Decrees of the Holy Office are not irreformable or infallible. This has been demonstrated many times already.
Bravo, you found one decree of the Holy Office that was lifted. Any more?
Maybe it was the teaching of Pius IX that the Church is not capable of allowing discipline that is harmful to souls.
The Holy Office
So, what was the Holy Office of 1616? Well in the wake of the Protestant rebellion, Pope Paul III (1534-1549) set up various congregations to assist the popes in their task of safeguarding the apostolic faith held ‘in agreement with Sacred Scripture and apostolic tradition.’ One of the most important of these was the Supreme Sacred Congregation of the Inquisition, otherwise known as the Congregation of the Holy Office, set up in 1542. The function of this body was specifically to maintain and defend the integrity of the faith, to examine and proscribe errors and false doctrines by way of the censorship of books etc., but most of all to combat heresy at the highest level.
The Congregation of the Index, otherwise known as the Index, was finally established in 1572. It was the section placed by Supreme Sacred Congregation in charge of heretical and offensive book censorship, a practice that had been ongoing since the Council of Trent. Made up of ten cardinals, its decrees were normally signed only by its chief officers.
Later, in 1588; Pope Sixtus V (1585-90) gave the Holy Office even more explicit powers in the Bull Immensa Dei (God who cannot be encompassed). In this directive he made the reigning pope, whoever he may be, Prefect of the Supreme Sacred Congregation of the Inquisition. This gave the Catholic world to understand that decisions assigned to its judgment, before publication, would invariably be examined and ratified by the Pope himself as supreme judge of the Holy See, and would go forward clothed with such formal papal authority.
‘I found it laid down by such distinguished representatives of the Ultramontane school as Cardenas, La Croix, Zaccaria, and Bouix, that Congregational decrees, confirmed by the Pope and published by his express order, emanate from the Pontiff in his capacity of Head of the Church, and are ex cathedrâ in such sense as to make it infallibly certain that doctrines so propounded as true, are true.’ --- Fr W. Roberts.
The 1616 decree, unlike every other decree of the Holy Office recorded in Denzinger's History of dogmas, was the only one that DEFINED an opinion as formal heresy.

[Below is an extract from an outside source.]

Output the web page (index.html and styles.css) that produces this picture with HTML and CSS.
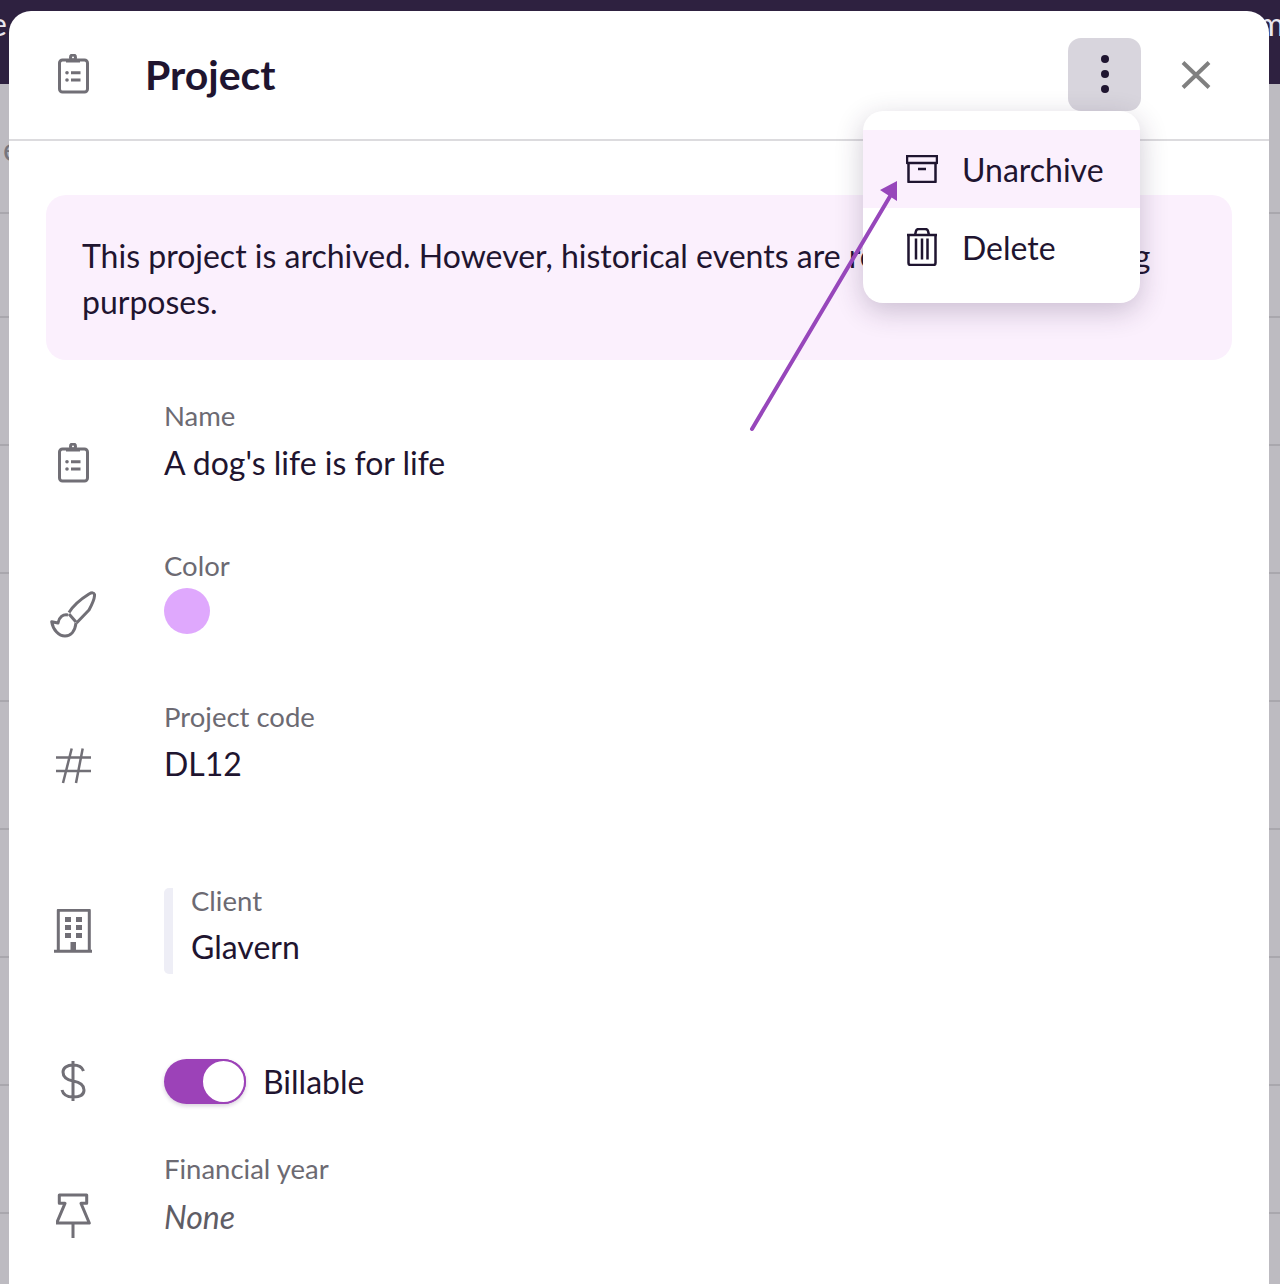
FILE: index.html
```html
<!DOCTYPE html>
<html lang="en">
<head>
    <meta charset="UTF-8">
    <meta name="viewport" content="width=device-width, initial-scale=1.0">
    <title>Project</title>
    <link rel="stylesheet" href="styles.css">
</head>
<body>
    <!-- bits of the page behind the modal -->
    <span class="behind behind-left">e</span>
    <span class="behind behind-right">m</span>
    <span class="behind behind-sub">e</span>

    <div class="modal">
        <div class="modal-header">
            <div class="icon-col">
                <svg class="icon" width="32" height="40" viewBox="0 0 32 40">
                    <rect x="2.500" y="6" width="28" height="32" rx="3"/>
                    <circle cx="16" cy="3.500" r="2.500"/>
                    <path class="solid" d="M9 5h14v3.500H9z"/>
                    <path d="M14 18.700h9.500M14 26h9.500"/>
                    <circle class="solid" cx="10" cy="18.700" r="1.800"/>
                    <circle class="solid" cx="10" cy="26" r="1.800"/>
                </svg>
            </div>
            <h1>Project</h1>
            <button class="menu-btn" type="button" aria-label="More">
                <span class="dot"></span><span class="dot"></span><span class="dot"></span>
            </button>
            <button class="close-btn" type="button" aria-label="Close">
                <svg width="30" height="28" viewBox="0 0 30 28"><path d="M2 1.500l26 25M28 1.500l-26 25"/></svg>
            </button>
        </div>

        <div class="modal-body">
            <div class="notice">This project is archived. However, historical events are retained for reporting purposes.</div>

            <div class="field field-name">
                <div class="icon-col">
                    <svg class="icon" width="32" height="40" viewBox="0 0 32 40">
                        <rect x="2.500" y="6" width="28" height="32" rx="3"/>
                        <circle cx="16" cy="3.500" r="2.500"/>
                        <path class="solid" d="M9 5h14v3.500H9z"/>
                        <path d="M14 18.700h9.500M14 26h9.500"/>
                        <circle class="solid" cx="10" cy="18.700" r="1.800"/>
                        <circle class="solid" cx="10" cy="26" r="1.800"/>
                    </svg>
                </div>
                <div>
                    <div class="label">Name</div>
                    <div class="value">A dog's life is for life</div>
                </div>
            </div>

            <div class="field field-color">
                <div class="icon-col">
                    <svg class="icon" width="46" height="48" viewBox="0 0 46 48">
                        <path d="M19 22.500C23 16 31 9 39 4Q43.500 1.500 44.500 4.500 45 9 39 20L26.500 33"/>
                        <path d="M19 24L26 32"/>
                        <path d="M18 25C13 24 9 27 8 33L1.700 31.700C3 40 9 46 15 46 21 46 25 41 26 33"/>
                    </svg>
                </div>
                <div>
                    <div class="label">Color</div>
                    <div class="swatch"></div>
                </div>
            </div>

            <div class="field field-code">
                <div class="icon-col">
                    <svg class="icon thin" width="36" height="36" viewBox="0 0 36 36">
                        <path d="M1 9.600h35M1 23h35M16.700 .5L8 35M27.700 .5L21 35"/>
                    </svg>
                </div>
                <div>
                    <div class="label">Project code</div>
                    <div class="value">DL12</div>
                </div>
            </div>

            <div class="field field-client">
                <div class="icon-col">
                    <svg class="icon" width="38" height="44" viewBox="0 0 38 44">
                        <path d="M4.300 42V1.300h31V42M0 42.200h38"/>
                        <path class="solid" d="M11 8h6v5h-6zM22 8h6v5h-6zM11 16h6v5h-6zM22 16h6v5h-6zM11 24h6v5h-6zM22 24h6v5h-6zM16.500 33h5.500v9h-5.500z"/>
                    </svg>
                </div>
                <div class="client-box">
                    <div class="label">Client</div>
                    <div class="value">Glavern</div>
                </div>
            </div>

            <div class="field field-billable">
                <div class="icon-col">
                    <svg class="icon" width="26" height="42" viewBox="0 0 26 42">
                        <path d="M23.500 11C22 6.500 18 5 13 5 7 5 3 8 3 12c0 6 5 8 10 9 6 1 11 4 11 9 0 5-5 7-11 7-6 0-10-3-11-7M13 1v40"/>
                    </svg>
                </div>
                <div class="toggle-row">
                    <div class="toggle"><span class="thumb"></span></div>
                    <div class="value">Billable</div>
                </div>
            </div>

            <div class="field field-year">
                <div class="icon-col">
                    <svg class="icon" width="35" height="46" viewBox="0 0 35 46">
                        <path d="M3.300 2h27.400v8.300H25L33.300 30H.7L9 10.300H3.300zM17 30v15"/>
                    </svg>
                </div>
                <div>
                    <div class="label">Financial year</div>
                    <div class="value value-none">None</div>
                </div>
            </div>
        </div>

        <div class="dropdown">
            <div class="dropdown-item active">
                <svg class="item-icon" width="32" height="28" viewBox="0 0 32 28">
                    <path d="M1 1h30v7H1zM2.500 8v19h27V8M12 14h8"/>
                </svg>
                Unarchive
            </div>
            <div class="dropdown-item">
                <svg class="item-icon" width="32" height="38" viewBox="0 0 32 38">
                    <path d="M1 7h30M9 7l1-4q.5-2 3-2h6q2.500 0 3 2l1 4M2.500 7v28q0 2 2 2h23q2 0 2-2V7M10 10.500v21M16 10.500v21M21.500 10.500v21"/>
                </svg>
                Delete
            </div>
        </div>

        <svg class="arrow" width="160" height="262" viewBox="0 0 160 262">
            <path class="arrow-line" d="M6 252L146 16"/>
            <path class="arrow-head" d="M151 4L134 13 151 24z"/>
        </svg>
    </div>
</body>
</html>
```

FILE: styles.css
```css
* {
    box-sizing: border-box;
}
html, body {
    height: 1284px;
}
body {
    margin: 0;
    padding: 11px 11px 0 9px;
    overflow: hidden;
    position: relative;
    font-family: "Lato", sans-serif;
    color: #1f1530;
    background-color: #bdbbc1;
    background-image:
        linear-gradient(#2e2140, #2e2140),
        linear-gradient(to bottom, #bdbbc1 212px, #a9a7ad 212px),
        repeating-linear-gradient(to bottom, transparent 0, transparent 126px, #a9a7ad 126px, #a9a7ad 128px);
    background-size: 100% 84px, 100% 214px, 100% 128px;
    background-position: 0 0, 0 0, 0 62px;
    background-repeat: no-repeat, no-repeat, repeat-y;
}
.behind {
    position: absolute;
    font-size: 32px;
    line-height: 32px;
}
.behind-left {
    left: -10px;
    top: 8px;
    color: #e9e6ee;
}
.behind-right {
    left: 1258px;
    top: 8px;
    color: #e9e6ee;
}
.behind-sub {
    left: 3px;
    top: 133px;
    color: #77757c;
}
.modal {
    position: relative;
    height: 1290px;
    background-color: white;
    border-radius: 22px 22px 0 0;
}
.modal-header {
    display: flex;
    align-items: center;
    height: 130px;
    padding: 0 37px 2px 37px;
    border-bottom: 2px solid #dcdbde;
}
.icon-col {
    width: 54px;
    flex-shrink: 0;
    display: flex;
    justify-content: center;
}
.modal-header h1 {
    margin: 2px 0 0 45px;
    font-size: 41px;
    line-height: 46px;
    font-weight: 700;
    flex: 1;
}
.icon {
    display: block;
    fill: none;
    stroke: #716f76;
    stroke-width: 3;
    stroke-linejoin: round;
}
.icon.thin {
    stroke-width: 2.500;
}
.icon .solid {
    fill: #716f76;
    stroke: none;
}
.menu-btn {
    width: 73px;
    height: 73px;
    padding: 0;
    border: none;
    border-radius: 13px;
    background-color: #d8d5dd;
    display: flex;
    flex-direction: column;
    align-items: center;
    justify-content: center;
    gap: 7px;
}
.dot {
    width: 8px;
    height: 8px;
    border-radius: 50%;
    background-color: #1f1530;
}
.close-btn {
    width: 30px;
    height: 28px;
    margin: 2px 21px 0 40px;
    padding: 0;
    border: none;
    background: none;
}
.close-btn svg {
    display: block;
    fill: none;
    stroke: #808080;
    stroke-width: 4;
}
.modal-body {
    padding: 54px 37px 0 37px;
}
.notice {
    padding: 38px 36px 34px 36px;
    height: 165px;
    background-color: #fbf0fd;
    border-radius: 20px;
    font-size: 32px;
    line-height: 46px;
}
.field {
    display: flex;
}
.field .icon-col {
    align-self: flex-end;
    margin-right: 64px;
}
.label {
    padding-top: 1px;
    font-size: 27.500px;
    line-height: 46px;
    color: #6c6a72;
}
.value {
    margin-top: 1px;
    font-size: 32px;
    line-height: 46px;
}
.value-none {
    margin-top: 2px;
    font-style: italic;
    color: #5f5d65;
}
.field-name {
    margin-top: 32px;
}
.field-name .icon-col {
    margin-bottom: 3px;
}
.field-color {
    margin-top: 56px;
}
.field-color .swatch {
    margin-top: -1px;
}
.field-color .icon-col {
    margin-bottom: -4px;
}
.field-code {
    margin-top: 59px;
}
.field-code .icon-col {
    margin-bottom: 3px;
}
.field-client {
    margin-top: 101px;
    align-items: center;
}
.field-client .icon-col {
    align-self: center;
}
.field-billable {
    margin-top: 83px;
    align-items: center;
}
.field-billable .icon-col {
    align-self: center;
}
.field-year {
    margin-top: 40px;
}
.field-year .icon-col {
    margin-bottom: 1px;
}
.swatch {
    width: 46px;
    height: 46px;
    border-radius: 50%;
    background-color: #dfa8fd;
}
.client-box {
    height: 86px;
    padding-left: 18px;
    border-left: 9px solid #eeeef6;
    border-radius: 5px;
}
.client-box .label {
    padding-top: 0;
    margin-top: -1px;
    line-height: 28px;
}
.client-box .value {
    margin-top: 9px;
}
.toggle-row {
    display: flex;
    align-items: center;
    gap: 18px;
}
.toggle-row .value {
    margin-top: 0;
    padding-top: 2px;
    margin-left: -1px;
}
.toggle {
    width: 82px;
    height: 45px;
    border-radius: 23px;
    background-color: #9c42b8;
    box-shadow: 0 2px 4px rgba(60, 20, 80, 0.2);
    display: flex;
    justify-content: flex-end;
}
.thumb {
    width: 45px;
    height: 45px;
    border: 2px solid #9c42b8;
    border-radius: 50%;
    background-color: white;
}
.dropdown {
    position: absolute;
    left: 854px;
    top: 100px;
    width: 277px;
    height: 192px;
    padding-top: 19px;
    background-color: white;
    border-radius: 20px;
    box-shadow: 0 8px 28px rgba(50, 30, 70, 0.24);
}
.dropdown-item {
    display: flex;
    align-items: center;
    height: 78px;
    padding-left: 43px;
    font-size: 32px;
}
.dropdown-item.active {
    background-color: #fbf0fd;
}
.item-icon {
    width: 32px;
    margin-right: 24px;
    fill: none;
    stroke: #1f1530;
    stroke-width: 2.500;
    stroke-linejoin: round;
}
.arrow {
    position: absolute;
    left: 737px;
    top: 166px;
}
.arrow-line {
    fill: none;
    stroke: #9747bb;
    stroke-width: 4;
    stroke-linecap: round;
}
.arrow-head {
    fill: #9747bb;
}
```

If it was not a HERESY then why did the Church of 1633 put Galileo on trial for heresy? According to you this is your Catholic Church:
1. Rome, i.e. a Pontifical Congregation acting under the Pope’s order, may put forth a decision that is neither true nor safe.

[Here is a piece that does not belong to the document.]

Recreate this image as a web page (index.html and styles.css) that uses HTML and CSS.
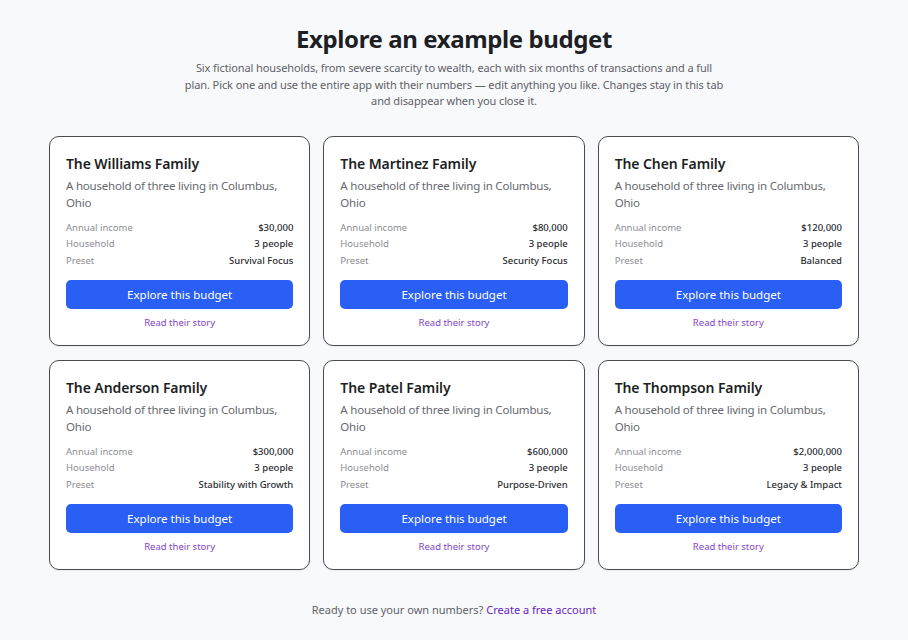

2. Decrees confirmed by, and virtually included in, a Bull addressed to the Universal Church, may be not only scientifically false, but theologically considered, dangerous, i.e. calculated to prejudice the cause of religion, and compromise the safety of a portion of the deposit committed to the Church’s keeping. In other words, the Pope, in and by a Bull addressed to the whole Church, may confirm and approve, with Apostolic authority, decisions that are false and perilous to the faith.

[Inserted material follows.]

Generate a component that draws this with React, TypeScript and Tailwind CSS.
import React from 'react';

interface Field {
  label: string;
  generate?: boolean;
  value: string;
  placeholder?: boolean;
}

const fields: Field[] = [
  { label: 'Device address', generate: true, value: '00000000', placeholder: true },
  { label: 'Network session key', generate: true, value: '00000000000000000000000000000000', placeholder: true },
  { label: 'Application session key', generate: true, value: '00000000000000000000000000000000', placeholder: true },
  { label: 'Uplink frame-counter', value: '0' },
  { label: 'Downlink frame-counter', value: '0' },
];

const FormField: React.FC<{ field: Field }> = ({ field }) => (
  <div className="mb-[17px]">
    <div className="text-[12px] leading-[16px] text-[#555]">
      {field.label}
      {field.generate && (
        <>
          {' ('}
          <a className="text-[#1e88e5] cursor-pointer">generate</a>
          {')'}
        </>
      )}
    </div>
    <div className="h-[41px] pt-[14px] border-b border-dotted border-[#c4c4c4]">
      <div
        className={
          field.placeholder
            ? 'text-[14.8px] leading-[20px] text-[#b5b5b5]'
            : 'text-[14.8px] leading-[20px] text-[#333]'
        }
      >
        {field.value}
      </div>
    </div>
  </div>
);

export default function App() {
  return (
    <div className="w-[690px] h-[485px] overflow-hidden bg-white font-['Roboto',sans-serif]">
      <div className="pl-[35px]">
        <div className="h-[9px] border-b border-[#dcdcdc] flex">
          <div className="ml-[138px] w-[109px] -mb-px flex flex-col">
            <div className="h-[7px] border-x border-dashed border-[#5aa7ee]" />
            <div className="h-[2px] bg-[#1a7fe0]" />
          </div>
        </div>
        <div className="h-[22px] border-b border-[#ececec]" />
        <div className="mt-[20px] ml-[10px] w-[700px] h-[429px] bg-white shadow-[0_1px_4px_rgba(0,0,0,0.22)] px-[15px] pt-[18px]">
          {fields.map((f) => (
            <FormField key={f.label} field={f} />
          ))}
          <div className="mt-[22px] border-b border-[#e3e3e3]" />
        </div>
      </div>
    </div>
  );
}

3. Decrees of the Apostolic See and of Pontifical Congregations may be calculated to impede the free progress of Science. [Condemned by Pius IX in his Syllabus]
4. The Pope’s infallibility is no guarantee that he may not use his supreme authority to indoctrinate the Church with erroneous opinions, through the medium of Congregations he has erected to assist him in protecting the Church from error.
5. The Pope, through the medium of a Pontifical Congregation, may require, under pain of excommunication, individual Catholics to yield an absolute assent to false, unsound, and dangerous propositions. In other words, the Pope, acting as Supreme Judge of the faithful, may, in dealing with individuals, make the rejection of what is in fact the truth, a condition of communion with the Holy See.
6. It does not follow, from the Church’s having been informed that the Pope has ordered a Catholic to abjure an opinion as a heresy, that it is not true and sound.
7. The true interpretation of our Lord’s promises to St. Peter permits us to say that a Pope may, even when acting officially, confirm his brethren the Cardinals, and through them the rest of the Church, in an error as to what is matter of faith.
8. It is not always for the good of the Church that Catholics should submit themselves fully, perfectly, and absolutely, i.e. should yield a full assent, to the decisions of Pontifical Congregations, even when the Pope has confirmed such decisions with his supreme authority, and ordered them published.
If any of the above were true, Catholicism as a divinely guided religion is false.To finish Ladislaus, it is not the likes of you who determine what laws of the Church one should follow and what we can discard, well not for me anyway. The Holy Office confirmed in 1820 that the 1616 decree was not reformable so it was never reformed.